Hello.
I am using TensorRT 2.1 and want to implement a simple custom layer. To practice, I wanted to make an “Inc” layer (just adding 1.0 to an input tensor values and keeping dimension the same).
I kept everything almost the same with the “class Reshape : public Iplugin” in sampleFasterRNN.cpp, except “getOutputDimensions()” to keep the same dimension. (this seems fine.)
Where should I implement the “adding 1.0” part?

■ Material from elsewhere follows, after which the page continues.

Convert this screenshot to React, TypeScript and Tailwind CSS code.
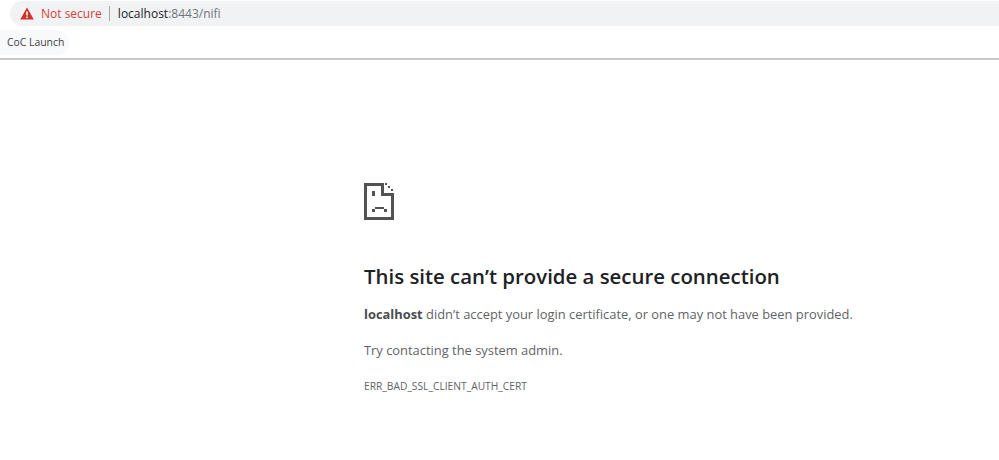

I guess it should be in “enqueue()”. So, I tried
int enqueue(int batchSize, const void*const *inputs, void** outputs, void*, cudaStream_t stream) override
{
# the below is from the Reshape class. seems to copy from input to output
CHECK(cudaMemcpyAsync(outputs[0], inputs[0], mCopySize * batchSize, cudaMemcpyDeviceToDevice, stream));
# add 1.0 to first ten values
float* foutputs = (float*) outputs[0];
int i; for (i = 0; i < 10; i++) foutputs[i] += 1.0;
return 0;
}
However, this part results in “segmentation fault” error.
My questions are:
1) where and how can I implement some calculation between input and output (addition in this case)?
2) Can you provide a simple example?
** Just in case, I post the full code of this example API here. (almost same with the Reshape)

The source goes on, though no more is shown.